There’s gotta be more to this story than meets the eye

This August story sounds too bizarre to be correct but, apparently, it is. It tells how two U.S. border control guards chased an illegal alien who was caught in the act of smuggling drugs into the US. One of the guards was wounded in a violent physical confrontation with the smuggler; the other shot the smuggler in the buttocks after he thought the bad guy had turned on him with a gun.

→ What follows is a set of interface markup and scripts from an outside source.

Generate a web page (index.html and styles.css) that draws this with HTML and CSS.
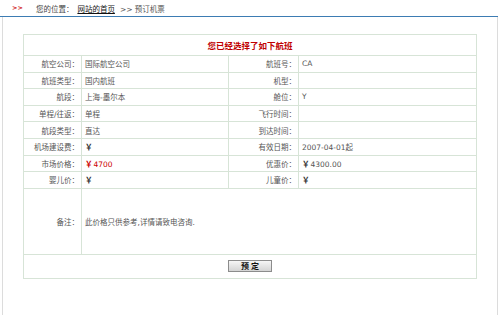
FILE: index.html
```html
<!DOCTYPE html>
<html lang="zh-CN">
<head>
<meta charset="utf-8">
<title>预订机票</title>
<link rel="stylesheet" href="styles.css">
</head>
<body>
<div class="crumb">
  <span class="arrows">&gt;&gt;</span>
  <span class="here">您的位置：</span>
  <a class="home" href="#">网站的首页</a>
  <span class="cur">&gt;&gt; 预订机票</span>
</div>
<div class="rule"></div>
<div class="panel">
  <table class="info">
    <colgroup>
      <col class="c1"><col class="c2"><col class="c3"><col class="c4">
    </colgroup>
    <tr class="title"><td colspan="4">您已经选择了如下航班</td></tr>
    <tr><th>航空公司：</th><td>国际航空公司</td><th>航班号：</th><td>CA</td></tr>
    <tr><th>航班类型：</th><td>国内航班</td><th>机型：</th><td></td></tr>
    <tr><th>航段：</th><td>上海-墨尔本</td><th>舱位：</th><td>Y</td></tr>
    <tr><th>单程/往返：</th><td>单程</td><th>飞行时间：</th><td></td></tr>
    <tr><th>航段类型：</th><td>直达</td><th>到达时间：</th><td></td></tr>
    <tr><th>机场建设费：</th><td><b class="yen">￥</b></td><th>有效日期：</th><td>2007-04-01起</td></tr>
    <tr><th>市场价格：</th><td class="red"><b class="yen">￥</b>4700</td><th>优惠价：</th><td><b class="yen">￥</b>4300.00</td></tr>
    <tr><th>婴儿价：</th><td><b class="yen">￥</b></td><th>儿童价：</th><td><b class="yen">￥</b></td></tr>
    <tr class="note"><th>备注：</th><td colspan="3">此价格只供参考,详情请致电咨询.</td></tr>
    <tr class="act"><td colspan="4"><button class="btn" type="button">预 定</button></td></tr>
  </table>
</div>
</body>
</html>
```
FILE: styles.css
```css
html, body {
  margin: 0;
  padding: 0;
  background: #fff;
}
body {
  font-family: "DejaVu Sans", "Noto Sans CJK SC", sans-serif;
  font-size: 7.5px;
  color: #555;
}
.crumb {
  height: 16px;
  display: flex;
  align-items: center;
  padding-left: 12px;
  color: #444;
}
.arrows {
  color: #d02020;
  font-weight: bold;
  font-size: 6.5px;
  margin-right: 13px;
}
.home {
  color: #111;
  margin: 0 5px 0 4px;
  text-decoration: underline;
}
.cur {
  color: #555;
}
.rule {
  height: 1px;
  background: #3d7cb3;
  margin-right: 2px;
}
.panel {
  margin: 0 2px;
  border-left: 1px solid #dcdcdc;
  border-right: 1px solid #dcdcdc;
  padding: 17px 20px 40px 20px;
}
.info {
  width: 454px;
  border-collapse: collapse;
  border: 1px solid #cfd6cf;
  table-layout: fixed;
}
.c1 { width: 58px; }
.c2 { width: 147px; }
.c3 { width: 70px; }
.c4 { width: 178px; }
.info th, .info td {
  border: 1px solid #d7e4d7;
  height: 15.6px;
  padding: 0;
  font-weight: normal;
  white-space: nowrap;
}
.info th {
  text-align: right;
  padding-right: 2px;
  color: #555;
}
.info td {
  text-align: left;
  padding-left: 3px;
}
.info .title td {
  height: 20px;
  text-align: center;
  color: #c00000;
  font-weight: bold;
  font-size: 8.5px;
  padding: 0;
}
.yen {
  color: #333;
  margin-right: 1px;
}
.red, .red .yen {
  color: #c00;
}
.info .note th, .info .note td {
  height: 65px;
}
.info .act td {
  height: 23px;
  text-align: center;
  padding: 0;
}
.btn {
  width: 44px;
  height: 12px;
  padding: 0;
  border: 1px solid #8c8c8c;
  background: linear-gradient(#f6f6f6, #d4d4d4);
  font-family: "Noto Sans CJK SC", sans-serif;
  font-size: 8px;
  font-weight: bold;
  color: #111;
  line-height: 10px;
  margin-top: 0;
}
```
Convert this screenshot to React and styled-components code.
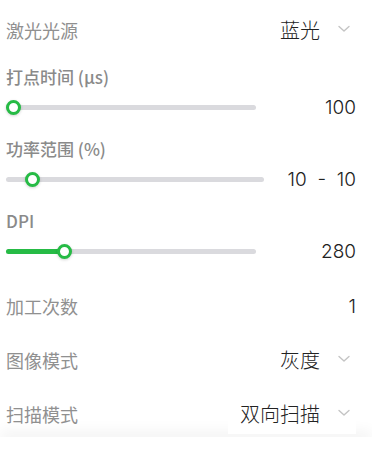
import React from "react";
import styled, { createGlobalStyle } from "styled-components";

const GlobalStyle = createGlobalStyle`
  html, body {
    margin: 0;
    padding: 0;
    background: #ffffff;
    font-family: Inter, "Noto Sans CJK SC", sans-serif;
  }
`;

const GREEN = "#26bb45";

const Page = styled.div`
  display: flex;
  flex-direction: column;
  height: 100vh;
  overflow: hidden;
`;

const List = styled.div`
  height: 437px;
  flex: none;
  overflow: hidden;
  padding: 4px 16px 0 6px;
  box-sizing: border-box;
`;

const Footer = styled.div`
  flex: 1;
  position: relative;
  z-index: 0;
  background: #ffffff;
  box-shadow: 0 -6px 14px rgba(0, 0, 0, 0.05);
`;

const Row = styled.div`
  display: flex;
  align-items: center;
  justify-content: space-between;
  height: ${(p) => p.$h || 54}px;
`;

const RowLabel = styled.div`
  font-size: 18px;
  font-weight: 400;
  color: #909090;
  font-family: "Noto Sans CJK SC", Inter, sans-serif;
`;

const Value = styled.div`
  font-size: 19px;
  font-weight: 300;
  color: #222222;
  font-family: Inter, "Noto Sans CJK SC", sans-serif;
  white-space: pre;
`;

const Select = styled.div`
  position: relative;
  z-index: 1;
  background: #ffffff;
  display: flex;
  align-items: center;
  gap: 18px;
  padding: 4px 6px 6px 12px;
`;

const SelectText = styled.span`
  font-size: 20px;
  font-weight: 300;
  color: #222222;
  font-family: "Noto Sans CJK SC", sans-serif;
`;

const SliderBlock = styled.div`
  padding-top: ${(p) => p.$top}px;
`;

const SliderLabel = styled.div`
  font-size: 17px;
  line-height: 20px;
  font-weight: 500;
  color: #8a8a8a;
  font-family: "Noto Sans CJK SC", Inter, sans-serif;
`;

const SliderRow = styled.div`
  display: flex;
  align-items: center;
  height: 20px;
  margin-top: 10px;
`;

const Track = styled.div`
  position: relative;
  flex: 1;
  height: 5px;
  border-radius: 3px;
  background: #dadade;
`;

const Fill = styled.div`
  position: absolute;
  left: 0;
  top: 0;
  bottom: 0;
  border-radius: 3px;
  background: ${GREEN};
`;

const Thumb = styled.div`
  position: absolute;
  top: 50%;
  width: 15px;
  height: 15px;
  margin-top: -7.5px;
  box-sizing: border-box;
  border-radius: 50%;
  border: 3px solid ${GREEN};
  background: #ffffff;
  box-shadow: 0 1px 3px rgba(0, 0, 0, 0.18);
`;

const SliderValue = styled(Value)`
  width: ${(p) => p.$w}px;
  flex: none;
  text-align: right;
`;

const Bottom = styled.div`
  padding-top: 18px;
`;

const Chevron = () => (
  <svg width="12" height="8" viewBox="0 0 12 8">
    <polyline
      points="1,1.5 6,6 11,1.5"
      fill="none"
      stroke="#c4c4c4"
      strokeWidth="1.4"
      strokeLinecap="round"
      strokeLinejoin="round"
    />
  </svg>
);

const Slider = ({ pct, fill, valueWidth, value }) => (
  <SliderRow>
    <Track>
      {fill && <Fill style={{ width: `calc(${pct}% + 7px - ${pct * 0.15}px)` }} />}
      <Thumb style={{ left: `calc(${pct}% - ${pct * 0.15}px)` }} />
    </Track>
    <SliderValue $w={valueWidth}>{value}</SliderValue>
  </SliderRow>
);

const SelectRow = ({ label, value, h }) => (
  <Row $h={h}>
    <RowLabel>{label}</RowLabel>
    <Select>
      <SelectText>{value}</SelectText>
      <Chevron />
    </Select>
  </Row>
);

const App = () => {
  return (
    <Page>
      <GlobalStyle />
      <List>
        <SelectRow label="激光光源" value="蓝光" h={52} />

        <SliderBlock $top={11}>
          <SliderLabel>打点时间 (μs)</SliderLabel>
          <Slider pct={0} valueWidth={100} value="100" />
        </SliderBlock>

        <SliderBlock $top={22}>
          <SliderLabel>功率范围 (%)</SliderLabel>
          <Slider pct={8} valueWidth={92} value="10  -  10" />
        </SliderBlock>

        <SliderBlock $top={22}>
          <SliderLabel>DPI</SliderLabel>
          <Slider pct={21.5} fill valueWidth={100} value="280" />
        </SliderBlock>

        <Bottom>
          <Row>
            <RowLabel>加工次数</RowLabel>
            <Value>1</Value>
          </Row>
          <SelectRow label="图像模式" value="灰度" />
          <SelectRow label="扫描模式" value="双向扫描" />
        </Bottom>
      </List>
      <Footer />
    </Page>
  );
};

export default App;
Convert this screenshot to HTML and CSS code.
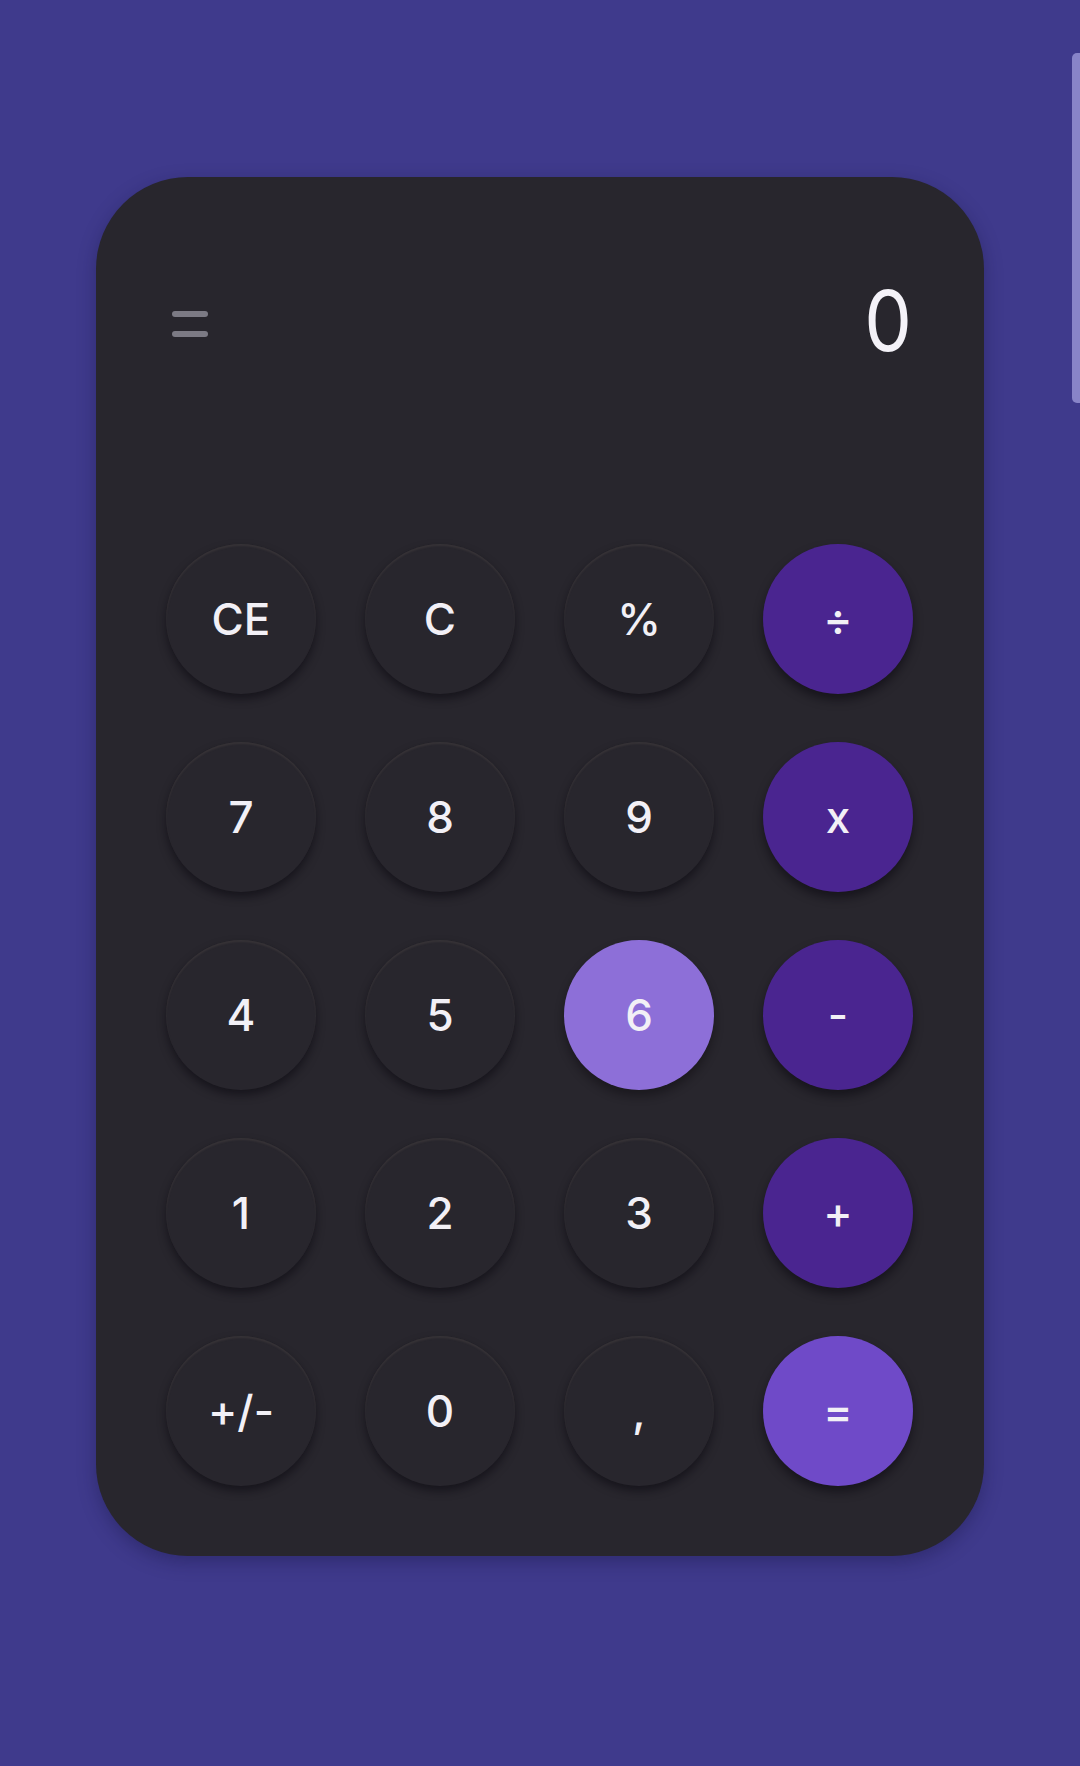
FILE: index.html
```html
<!DOCTYPE html>
<html lang="en">
<head>
<meta charset="utf-8">
<title>Calculator</title>
<link rel="stylesheet" href="styles.css">
</head>
<body>
<div class="scroll-thumb"></div>
<main class="page">
  <section class="calc">
    <header class="calc-head">
      <button class="menu" aria-label="Menu"><span class="bar"></span><span class="bar"></span></button>
      <div class="display">0</div>
    </header>
    <div class="keys">
      <button class="key">CE</button>
      <button class="key">C</button>
      <button class="key">%</button>
      <button class="key op">÷</button>
      <button class="key">7</button>
      <button class="key">8</button>
      <button class="key">9</button>
      <button class="key op">x</button>
      <button class="key">4</button>
      <button class="key">5</button>
      <button class="key active">6</button>
      <button class="key op">-</button>
      <button class="key">1</button>
      <button class="key">2</button>
      <button class="key">3</button>
      <button class="key op">+</button>
      <button class="key">+/-</button>
      <button class="key">0</button>
      <button class="key">,</button>
      <button class="key eq">=</button>
    </div>
  </section>
</main>
</body>
</html>
```
FILE: styles.css
```css
html, body {
  margin: 0;
  padding: 0;
}
body {
  background: #3f3a8c;
  min-height: 1766px;
  font-family: Inter, "Open Sans", sans-serif;
  overflow: hidden;
}
.scroll-thumb {
  position: fixed;
  top: 53px;
  right: 0;
  width: 8px;
  height: 350px;
  background: #8884c8;
  border-radius: 5px 0 0 5px;
}
.page {
  display: flex;
  justify-content: center;
  padding-top: 177px;
}
.calc {
  width: 748px;
  padding: 80px 70px 70px;
  background: #28262d;
  border-radius: 92px;
  box-shadow: 0 6px 18px rgba(20, 16, 60, 0.35);
}
.calc-head {
  display: flex;
  align-items: center;
  justify-content: space-between;
  height: 128px;
  padding: 0 2px 0 6px;
  margin-bottom: 159px;
}
.menu {
  display: flex;
  flex-direction: column;
  gap: 14px;
  padding: 0;
  margin-top: 6px;
  border: 0;
  background: none;
}
.bar {
  display: block;
  width: 36px;
  height: 6px;
  border-radius: 3px;
  background: #7c7a84;
}
.display {
  color: #f4f2f8;
  font-size: 84px;
  font-weight: 400;
  line-height: 1;
  transform: scaleX(0.9);
  transform-origin: right center;
}
.keys {
  display: grid;
  grid-template-columns: repeat(4, 150px);
  column-gap: 49px;
  row-gap: 48px;
}
.key {
  width: 150px;
  height: 150px;
  border-radius: 50%;
  border: 0;
  padding: 0;
  background: #28262d;
  color: #f2f0f6;
  font-family: Inter, "Open Sans", sans-serif;
  font-size: 44px;
  font-weight: 500;
  box-shadow: 0 5px 8px rgba(10, 8, 14, 0.55), inset 0 2px 2px rgba(120, 110, 100, 0.18);
}
.key.op {
  background: #4a2590;
  box-shadow: 0 6px 10px rgba(10, 8, 14, 0.55);
}
.key.active {
  background: #8d6fd8;
  box-shadow: 0 6px 10px rgba(10, 8, 14, 0.45);
}
.key.eq {
  background: #6f4ac8;
  box-shadow: 0 6px 10px rgba(10, 8, 14, 0.55);
}
```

The smuggler’s mother, living in Mexico, complained, at which point the US granted immunity to the smuggler, paid his medical bills, and then instituted proceedings that ended with both guards getting more than a decade in prison. Apparently the guards erred by chasing the guy, by thinking he was shooting at them, and by removing shell casings from the ground:

At trial, Assistant U.S. Attorney Debra Kanof told the court that the agents had violated an unarmed Aldrete-Davila’s civil rights. [My question — what kind $%&* civil rights does an illegal alien smuggling drugs into America have? I guess he has the same civil rights as the pampered flowers in Gitmo, who, after taking up arms against the US on foreign battlefields, now get to sit around at taxpayer expense eating fine foods, having their Korans handled with kid gloves, and assaulting US soldiers.]

“The U.S. Supreme Court has ruled it is a violation of someone’s Fourth Amendment rights to shoot them in the back while fleeing if you don’t know who they are and/or if you don’t know they have a weapon,” said Kanof.

Kanof dismissed Ramos’ testimony that he had seen something shiny in the smuggler’s hand, saying that the agent couldn’t be sure it was a gun he had seen.

Further, Kanof argued, it was a violation of Border Patrol policy for agents to pursue fleeing suspects.

“Agents are not allowed to pursue. In order to exceed the speed limit, you have to get supervisor approval, and they did not,” she told the Daily Bulletin.

Those shell casings Compean picked up were described to the jury as destroying the crime scene and their failure to file an incident report – punishable by a five-day suspension, according to Border Patrol regulations – an attempted cover up.

The Texas jury came back with a guilty verdict. Conviction for discharging a firearm in relation to a crime of violence has an automatic 10-year sentence. The other counts have varying punishments. Ramos and Compean will be sentenced next month.

“How are we supposed to follow the Border Patrol strategy of apprehending terrorists or drug smugglers if we are not supposed to pursue fleeing people?” said Ramos, who noted that he only did on that day what he had done for the previous 10 years. “Everybody who’s breaking the law flees from us. What are we supposed to do? Do they want us to catch them or not?”

If this story really is accurate (and a recent, very sympathetic article in the Ontario, California Daily Bulletin indicates that it is), it highlights the fact that American border policy and our approach to the civil rights vested in illegal aliens committing crimes against this country have become huge jokes — with the last laugh falling on the American people. Let’s just give up the pretense and formally announce that we have an open border policy with no limitations on the number of new arrivals, and no concerns for criminal predilictions or murderous intent.

Incidentally, while trying to find more information about this story, I stumbled across a website dedicated to stopping the war against drugs. It reported this story as one in a series of corrupt cop stories. This too bewildered me. Despite characterizing these agents as “corrupt cops,” nothing in the story as reported on this hostile website accuses the agents of the usual hallmarks of corruption. Thus, there’s no claim that they were taking bribes, engaging in vigilante justice, hunting down innocents, murdering witnesses, blackmailing people, etc. Instead, it describes precisely the same scenario as the other news articles. That is, it notes that the border guards came across an illegal alien running drugs into our country, the alien violently assaulted one of them, and the agents then did what cops usually to do stop a violent criminal who appears to be holding a gun — they shot him. I feel as if I’m in Looking Glass Land (or Big Brother’s world of inverted language) when good police go to jail for attempting to capture manifest criminals in the act.